The Indian stock market started 2026 on a strong note, with the Nifty 50 hitting a new all‑time high above 26,200.
Market overview
Broad buying interest lifted banks, auto, metal and PSU stocks. Liquidity stayed strong, helping absorb some profit‑taking. Optimism about upcoming third‑quarter earnings and confidence in India’s growth story kept the market bullish, even as FMCG stocks faced some pressure.
Analyst outlook
Sumeet Bagadia, executive director at Choice Broking, says the market mood has improved after the Nifty crossed the 26,200 resistance.

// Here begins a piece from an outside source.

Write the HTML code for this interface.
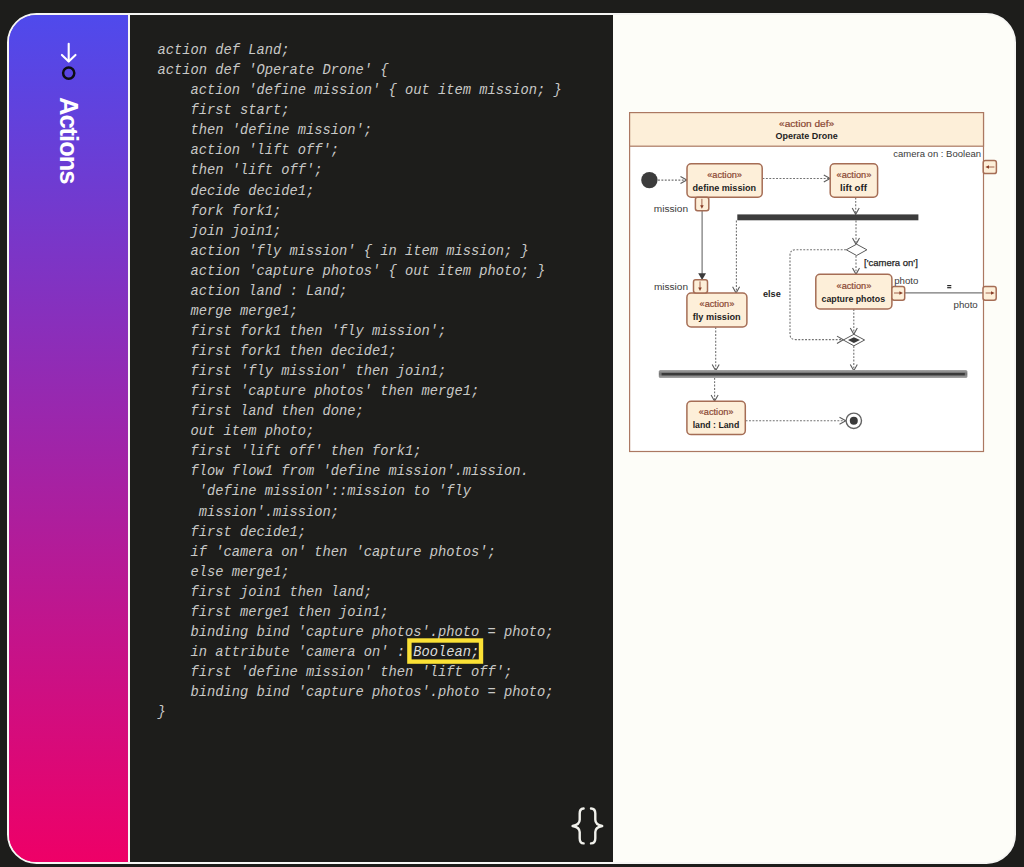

He expects the index to move toward 26,550‑26,600, with immediate support at 26,050. He advises a “buy‑on‑dips” approach as long as that support holds.
Stocks to watch
BEL (Bharat Electronics)
- Buy price: ₹403
- Target: ₹435
- Stop‑loss: ₹388
The share is holding near ₹403 after a steady consolidation. It’s making higher highs and higher lows, suggesting the recent dip was only a correction. As long as it stays above ₹388, the upward trend looks intact.
ICICI Bank
- Buy price: ₹1,355
- Target: ₹1,444
- Stop‑loss: ₹1,315
The stock is in a short‑term pullback, sitting below key moving averages. A break above the 20‑day EMA at ₹1,357 could signal the start of a recovery. Stronger confirmation would be a close above ₹1,367, which aligns with longer‑term averages.
Reliance Industries
- Buy price: ₹1,592
- Target: ₹1,700
- Stop‑loss: ₹1,555
Reliance is on a firm uptrend and recently reached a fresh high. It’s trading well above all major averages, and volume supports the move. If it stays above the short‑term support level, the stock could climb toward ₹1,700.
Takeaway
With the Nifty breaking major resistance, analysts see room for further gains. The three stocks highlighted—BEL, ICICI Bank and Reliance—offer clear entry points for investors who want to ride the bullish wave.
Disclaimer: This information is for educational purposes only. It reflects the views of individual analysts, not financial advice. Please consult a qualified professional before making any investment decisions.